Like the Hughes brothers previous film, “Menace II Society,” “Dead Presidents” similarly reflects on these societal issues through observation and storytelling, never preaching. With the charming and grounded performance of Tate as Anthony, viewers are in his court from start to finish, and the difficulties he faces are felt and perceived and fleshed out moment to moment. As the frustrations of this type of inequality, and the inability to solve it, bubbles over, the audience understands why.

Eventually, Anthony compiles a team of equally thwarted companions and begins to plan a solution. He intends to plan a robbery. He brings together Skip, their childhood friend Jose (Freddy Rodriguez), Cleon, a fellow vet-now preacher (Bokeem Woodbine), and Delilah (N’Bushe Wright), Juanita’s younger sister who is now an outspoken member of the Nat Turner Cadre – a revolutionary communist militant group. They decide to rob an armored car making a stop at the Noble Street Federal Reserve Bank in the Bronx while disguised in face paint.

The face paint used for this scene was used as the films primary marketing tactic and became its greatest legacy. White face paint with raccoon-like black circles around the eyes, the face paint resembles the face paint worn by folks pictured in 1971 at a protest for Black veterans against Vietnam. There is no question that the Hughes brothers are connecting the dots here. Originally, the marketing for the film relied on the usage of the song Kool & the Gang’s ‘Jungle Boogie,’ but according to the director duo, they shared this idea with another fellow director, who ended up using the same song in his marketing scheme for his Oscar-winning film that same year, forcing them to get creative and come up with something else. (Though they never named said director, it is worth noting that Quentin Tarantino used this song in the trailer for “Pulp Fiction” which was nominated for seven Academy Awards). However, it worked out for the best because the heavy focus on the face paint during the release of the film, which also happened to be around the popular holiday of Halloween, prompted a massive interest in the film, which led to an instant cultural impact.
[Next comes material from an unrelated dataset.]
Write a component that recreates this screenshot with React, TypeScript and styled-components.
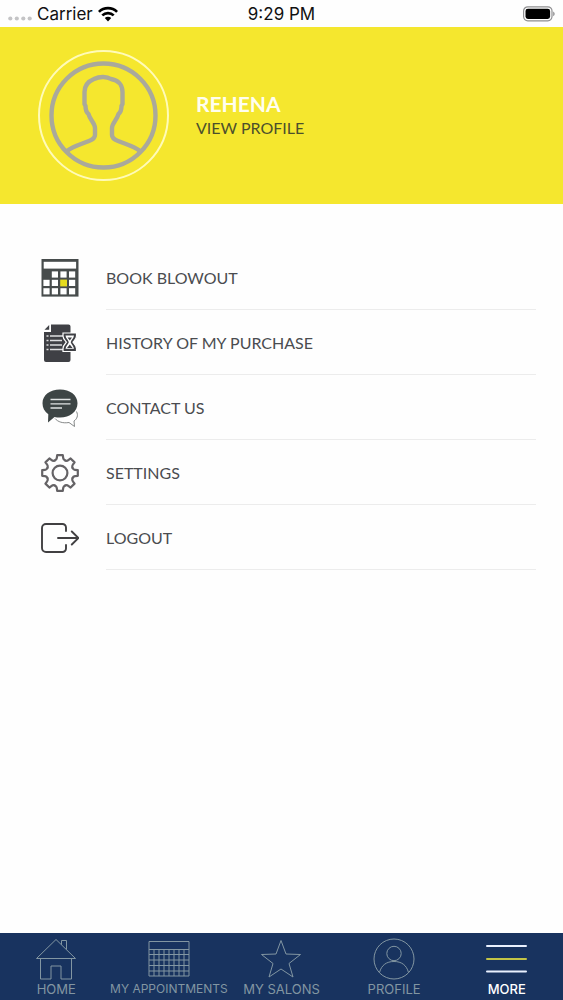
import React, { useState } from 'react';
import styled, { createGlobalStyle } from 'styled-components';

const menuItems = [
  { label: 'BOOK BLOWOUT', href: '#book', icon: <BookIcon /> },
  { label: 'HISTORY OF MY PURCHASE', href: '#history', icon: <HistoryIcon /> },
  { label: 'CONTACT US', href: '#contact', icon: <ContactIcon /> },
  { label: 'SETTINGS', href: '#settings', icon: <SettingsIcon /> },
  { label: 'LOGOUT', href: '#logout', icon: <LogoutIcon /> },
];

const tabs = [
  { label: 'HOME', icon: <HomeIcon /> },
  { label: 'MY APPOINTMENTS', icon: <AppointmentsIcon />, compact: true },
  { label: 'MY SALONS', icon: <StarIcon /> },
  { label: 'PROFILE', icon: <ProfileIcon /> },
  { label: 'MORE', icon: <MoreIcon /> },
];

export default function App() {
  const [activeTab, setActiveTab] = useState('MORE');

  return (
    <>
      <GlobalStyle />
      <Screen>
        <StatusBar>
          <StatusSide>
            <SignalDots />
            <span>Carrier</span>
            <WifiIcon />
          </StatusSide>
          <span>9:29 PM</span>
          <StatusSide $end>
            <BatteryIcon />
          </StatusSide>
        </StatusBar>

        <ProfileHeader>
          <Avatar>
            <PersonIcon />
          </Avatar>
          <ProfileText>
            <UserName>REHENA</UserName>
            <ProfileLink href="#profile">VIEW PROFILE</ProfileLink>
          </ProfileText>
        </ProfileHeader>

        <Menu>
          {menuItems.map((item) => (
            <MenuItem key={item.label}>
              <MenuLink href={item.href}>
                {item.icon}
                <MenuLabel>{item.label}</MenuLabel>
              </MenuLink>
            </MenuItem>
          ))}
        </Menu>

        <TabBar>
          {tabs.map((tab) => (
            <TabButton
              key={tab.label}
              type="button"
              $active={tab.label === activeTab}
              $compact={tab.compact}
              onClick={() => setActiveTab(tab.label)}
            >
              {tab.icon}
              <span>{tab.label}</span>
            </TabButton>
          ))}
        </TabBar>
      </Screen>
    </>
  );
}

// Status bar

function SignalDots() {
  return (
    <svg width="24" height="18" viewBox="0 0 24 18" fill="#c4c4c6" aria-hidden="true">
      <circle cx="2.3" cy="13.5" r="2.1" />
      <circle cx="8.8" cy="13.5" r="2.1" />
      <circle cx="15.3" cy="13.5" r="2.1" />
      <circle cx="21.7" cy="13.5" r="2.1" />
    </svg>
  );
}

function WifiIcon() {
  return (
    <svg width="20" height="16" viewBox="0 0 20 16" fill="none" stroke="#000" strokeWidth="2.7" aria-hidden="true">
      <path d="M0.9 5.9a13 13 0 0 1 18.2 0" />
      <path d="M4.3 9.4a8.2 8.2 0 0 1 11.4 0" />
      <path d="M6.8 12a4.6 4.6 0 0 1 6.4 0L10 15.4z" fill="#000" stroke="none" />
    </svg>
  );
}

function BatteryIcon() {
  return (
    <svg width="32" height="16" viewBox="0 0 32 16" aria-hidden="true">
      <rect x="0.6" y="0.8" width="28.4" height="14" rx="4.2" fill="none" stroke="#8e8e90" strokeWidth="1.2" />
      <rect x="2.5" y="2.7" width="24.6" height="10.2" rx="2.4" fill="#000" />
      <path d="M30.2 5.4c1.9.7 1.9 4.1 0 4.8z" fill="#8e8e90" />
    </svg>
  );
}

// Profile header

function PersonIcon() {
  return (
    <svg width="109" height="109" viewBox="0 0 109 109" fill="none" stroke="#aaa99b" strokeWidth="4.4" strokeLinejoin="round" aria-hidden="true">
      <circle cx="54.5" cy="54.5" r="52" />
      <path d="M18 90C24 85 33 83 40 80C44 78.500 46 77 46 74V67C46 62 41 59 39.500 53C37 51 36.500 48 36.500 45L35.500 43V31C35.500 24 40 20 45 18C51 15 58 15.500 62 18C69 19 73.500 24 73.500 31V43L72.500 45C72.500 48 72 51 69.500 53C68 59 63 62 63 67V74C63 77 65 78.500 69 80C76 83 85 85 91 90" />
    </svg>
  );
}

// Menu icons

function BookIcon() {
  const cells = [
    [10.8, 12.4], [19.4, 12.4], [28, 12.4],
    [2.4, 20.8], [10.8, 20.8], [28, 20.8],
    [2.4, 29.2], [10.8, 29.2], [19.4, 29.2], [28, 29.2],
  ];
  return (
    <svg width="38" height="38" viewBox="0 0 38 38" aria-hidden="true">
      <rect x="0.5" y="0" width="37" height="37.6" fill="#474c4c" />
      <rect x="2.7" y="2.8" width="32.4" height="6.8" fill="#fff" />
      {cells.map(([x, y]) => (
        <rect key={`${x}-${y}`} x={x} y={y} width="6.2" height="6.2" fill="#fff" />
      ))}
      <rect x="19.2" y="20.6" width="6.8" height="6.8" fill="#e6dc1e" />
    </svg>
  );
}

function HistoryIcon() {
  return (
    <svg width="38" height="38" viewBox="0 0 38 38" aria-hidden="true">
      <path d="M10 .5h17.5a2 2 0 0 1 2 2V36a2 2 0 0 1-2 2H5a2 2 0 0 1-2-2V8h7z" fill="#3f4045" />
      <path d="M3.5 5.8 8.2 1v4.8z" fill="#3f4045" />
      <path d="M5.5 12h2M5.5 16.5h2M5.5 21h2M5.500 25.500h2M9 12h13M9 16.500h12M9 21h12M9 25.500h13" stroke="#dedee0" strokeWidth="1.7" />
      <path d="M22 9h13.500v3c0 3-2 4.500-3.500 6.200 1.500 1.700 3.500 3.300 3.500 6.300v3H22v-3c0-3 2-4.600 3.500-6.300C24 16.500 22 15 22 12z" fill="#3f4045" stroke="#fff" strokeWidth="1.2" />
      <path d="M24.500 11.500h8.500c-.3 3-2.700 4.300-3.300 6.700.6 2.400 3 3.600 3.300 6.600h-8.500c.3-3 2.700-4.200 3.300-6.600-.6-2.400-3-3.700-3.300-6.700z" fill="#fff" />
      <path d="M26.500 13.500h4.500l-2.200 3zM26 24l2.800-3.500 2.800 3.500z" fill="#3f4045" />
    </svg>
  );
}

function ContactIcon() {
  return (
    <svg width="38" height="38" viewBox="0 0 38 38" aria-hidden="true">
      <path d="M35.500 22.500c2 4 .5 7.500-2.500 9.500l.5 5.500-5.500-4c-6 1-11-.5-14-4" fill="#fff" stroke="#777b7b" strokeWidth="0.9" />
      <path d="M19 .5c10 0 17.500 5.500 17.500 13.800S29 28.500 19 28.500c-2 0-3.800-.2-5.500-.6L7 33.500l.3-8.300C3.500 22.700 1.500 18.800 1.500 14.300 1.500 6 9 .5 19 .5z" fill="#3d4545" />
      <path d="M9.500 10.500h20M9.500 14.800h20M9.500 19h11.500" stroke="#dfe3e3" strokeWidth="1.3" />
    </svg>
  );
}

// One tooth repeated eight times around the hub
function SettingsIcon() {
  return (
    <svg width="38" height="38" viewBox="-19 -19 38 38" fill="none" stroke="#656366" strokeWidth="2.2" strokeLinejoin="round" strokeLinecap="round" aria-hidden="true">
      {[0, 45, 90, 135, 180, 225, 270, 315].map((angle) => (
        <path
          key={angle}
          d="M-5.2 -12.5C-3.900 -13 -3.400 -13.600 -3.200 -15L-2.800 -17.800H2.800L3.200 -15C3.400 -13.600 3.900 -13 5.200 -12.500"
          transform={`rotate(${angle})`}
        />
      ))}
      <circle r="7.4" />
    </svg>
  );
}

function LogoutIcon() {
  return (
    <svg width="38" height="38" viewBox="0 0 38 38" fill="none" stroke="#414042" strokeWidth="1.9" strokeLinecap="round" strokeLinejoin="round" aria-hidden="true">
      <path d="M25 12V8.500a3.500 3.500 0 0 0-3.500-3.500H5A4 4 0 0 0 1 9v20a4 4 0 0 0 4 4h16.500a3.500 3.500 0 0 0 3.500-3.500v-3.500" />
      <path d="M17 19h20.500M30.800 12.500l6.700 6.500-6.700 6.500" />
    </svg>
  );
}

// Tab bar icons

function HomeIcon() {
  return (
    <svg width="42" height="42" viewBox="0 0 42 42" fill="none" stroke="currentColor" strokeWidth="1" aria-hidden="true">
      <path d="M1.500 20.500 21 1.500l19.500 19zM5.500 20.500V41H16V28h10v13h10.500V20.500M26.500 6.800V2.500h5v9" />
    </svg>
  );
}

function AppointmentsIcon() {
  return (
    <svg width="42" height="42" viewBox="0 0 42 42" fill="none" stroke="currentColor" strokeWidth="1" aria-hidden="true">
      <path d="M1 3.500h40V38H1zM1 11.500h40M1 16.500h40M1 22h40M1 27.500h40M1 33h40" />
      <path d="M6 11.500V38M11 11.500V38M16 11.500V38M21 11.500V38M26 11.500V38M31 11.500V38M36 11.500V38" />
    </svg>
  );
}

function StarIcon() {
  return (
    <svg width="42" height="42" viewBox="0 0 42 42" fill="none" stroke="currentColor" strokeWidth="1" aria-hidden="true">
      <path d="M21 2.500l5 13.500 14.500.5L29 25.500l4 13.500-12-8-12 8 4-13.500L1.500 16.500 16 16z" />
    </svg>
  );
}

function ProfileIcon() {
  return (
    <svg width="42" height="42" viewBox="0 0 42 42" fill="none" stroke="currentColor" strokeWidth="1" aria-hidden="true">
      <circle cx="21" cy="21" r="20" />
      <circle cx="21" cy="15.5" r="7.2" />
      <path d="M6.500 34.500C8.500 27 13.500 23.500 21 23.500S33.500 27 35.500 34.500" />
    </svg>
  );
}

function MoreIcon() {
  return (
    <svg width="42" height="42" viewBox="0 0 42 42" fill="none" strokeWidth="2" strokeLinecap="round" aria-hidden="true">
      <path d="M1 8h39M1 33.500h39" stroke="#e9f1ff" />
      <path d="M1 21h39" stroke="#c3c446" />
    </svg>
  );
}

const GlobalStyle = createGlobalStyle`
  * {
    box-sizing: border-box;
  }

  body {
    margin: 0;
    background-color: #fefefe;
    font-family: Lato, sans-serif;
  }
`;

const Screen = styled.div`
  min-height: 100vh;
  display: flex;
  flex-direction: column;
`;

const StatusBar = styled.div`
  display: flex;
  align-items: center;
  height: 27px;
  padding: 0 8px;
  color: #111;
  font-family: Inter, sans-serif;
  font-size: 17px;
`;

const StatusSide = styled.div<{ $end?: boolean }>`
  flex: 1;
  display: flex;
  align-items: center;
  gap: 5px;
  justify-content: ${props => (props.$end ? 'flex-end' : 'flex-start')};
`;

const ProfileHeader = styled.header`
  display: flex;
  align-items: center;
  gap: 27px;
  height: 177px;
  padding: 0 38px;
  background-color: #f5e72e;
`;

const Avatar = styled.div`
  display: flex;
  align-items: center;
  justify-content: center;
  width: 131px;
  height: 131px;
  border: 2px solid #fffbb8;
  border-radius: 50%;
`;

const ProfileText = styled.div`
  display: flex;
  flex-direction: column;
`;

const UserName = styled.h1`
  margin: 0;
  color: #fffef0;
  font-size: 21px;
  font-weight: 700;
  line-height: 24px;
`;

const ProfileLink = styled.a`
  color: #4c4f2c;
  font-size: 16px;
  line-height: 24px;
  text-decoration: none;
`;

const Menu = styled.ul`
  flex: 1;
  margin: 0;
  padding: 41px 27px 0 41px;
  list-style: none;
`;

const MenuItem = styled.li`
  height: 65px;
`;

const MenuLink = styled.a`
  display: flex;
  align-items: center;
  gap: 27px;
  height: 100%;
  color: #4a4c50;
  text-decoration: none;

  svg {
    flex-shrink: 0;
  }
`;

const MenuLabel = styled.span`
  flex: 1;
  display: flex;
  align-items: center;
  height: 100%;
  border-bottom: 1px solid #ececec;
  font-size: 16px;
`;

const TabBar = styled.nav`
  display: grid;
  grid-template-columns: repeat(5, 1fr);
  height: 67px;
  background-color: #18335f;
`;

const TabButton = styled.button<{ $active: boolean; $compact?: boolean }>`
  display: flex;
  flex-direction: column;
  align-items: center;
  min-width: 0;
  padding: 5px 0 0;
  border: none;
  background: none;
  color: ${props => (props.$active ? '#fff' : '#8296a2')};
  font-family: Inter, sans-serif;
  font-size: ${props => (props.$compact ? '12px' : '13px')};
  font-weight: ${props => (props.$active ? 500 : 400)};
  line-height: 18px;
  white-space: nowrap;
  cursor: pointer;
`;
The face paint lives on as the films greatest legacy, making a recent appearance in 2015 when celebrity fighter, Floyd Mayweather, donned the costume for Halloween.

The story of “Dead Presidents” is the story of three different types of incarceration for Blacks in America during this period of time. Following Anthony Curtis through 1969 to 1973, viewers are exposed to those three different forms of oppression felt by Black communities through one single (remarkably – mostly true) story. While attempting to escape, he is confined to a life of war – violent, lonely, horrifying. Upon returning home, he faces the discrimination, neglect, poverty and unrest that is the urban streets of America – while Black communities fight for basic human liberties from the same country he risked his life to defend. And in a heartbreaking finale, he accepts an absurdly weighted sentence in prison, where he will be formally stripped of all freedom and enslaved in every possible way.

Allen Hughes described the soldiers whom he based these characters off, and it is clear that “Dead Presidents” is the story of “dead men roaming the earth on borrowed time… the desperation of people stripped of their humanity by the war, and the ghosts they became during the aftermath.” In the end, Anthony pleads, “I had to do what I had to do to survive” and your heart breaks because you know it is true.